Until then, the shipping industry is losing an estimated $10,000 per barge per day because of the bottleneck, industry officials in Vicksburg said.

“I’d say that’s about right,” said Roger Harris, vice president of operations for Magnolia Marine and Transport Co.

“The refineries and users of our cargo will have to wait, it drives costs up and makes for delays all around with it,” he said.

Two of Magnolia Marine’s petroleum-filled barges are on the way down from St. Louis, he said, and could be stuck in Greenville if restrictions hold through the week. Loads have been cut about 25 percent on tows overall, he said.

The river stage at Vicksburg at midmorning today was 0.57 feet, down a tenth of a foot from Tuesday. The record low stage in Vicksburg is minus 7 feet, set in 1940. In Greenville, the river was 7.62 feet, down a tenth of a foot in 24 hours.

Stages in Vicksburg are forecast to dip to minus 0.8 feet by mid-September, according to the National Weather Service River Forecast Center. The outlook issued Tuesday shows a minus 10.3 reading by that time in Memphis, less than a foot off the city’s record low of minus 10.7 feet in 1988.

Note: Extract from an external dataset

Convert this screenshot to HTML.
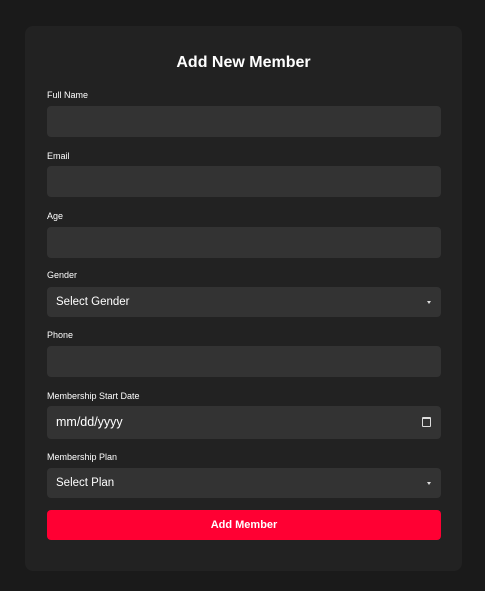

At the Mississippi River Commission’s seasonal low-water inspection meeting in Memphis Tuesday, Maj. Gen. John W. Peabody, MVD commander and president of the commission, said river levels are usually lowest in October and aren’t expected to rise until then.

“The worst is ahead of us,” Peabody told The Associated Press. The next meetings are in Greenville today and Friday in Houma, La.

“Twenty-two percent of the nation’s oil moves by barge and a lot of wheat and grains,” said Steve Golding, president of Golding Barge Line of Vicksburg. One of the company’s oil barges, north of Greenville, was expected to move south today, then become stranded in the barge traffic jam.

Problems in grain processing in Madison Parish, across the Mississippi River from Vicksburg, are exacerbated by an explosion and fire Aug. 12 at the Bunge grain elevator at the port. A phone call to the Madison Parish facility was answered this morning, but questions were referred to the company’s southern district headquarters in Little Rock, where a spokesman declined to say whether operations had returned to full swing.

Four Corps-owned and private contracted dredges worked to dredge the river between St. Louis and Vicksburg. The Port of Vicksburg is set to be dredged in late September.

On Friday, the Corps expects to award a $6.1 million contract to Illinois-based Great Lakes Dredge and Dock Co. to clear parts of east banks of the river starting about Sept. 7.

Both Vicksburg and Greenville were being considered as a starting point for the work, spokesman Kavanaugh Breazeale said.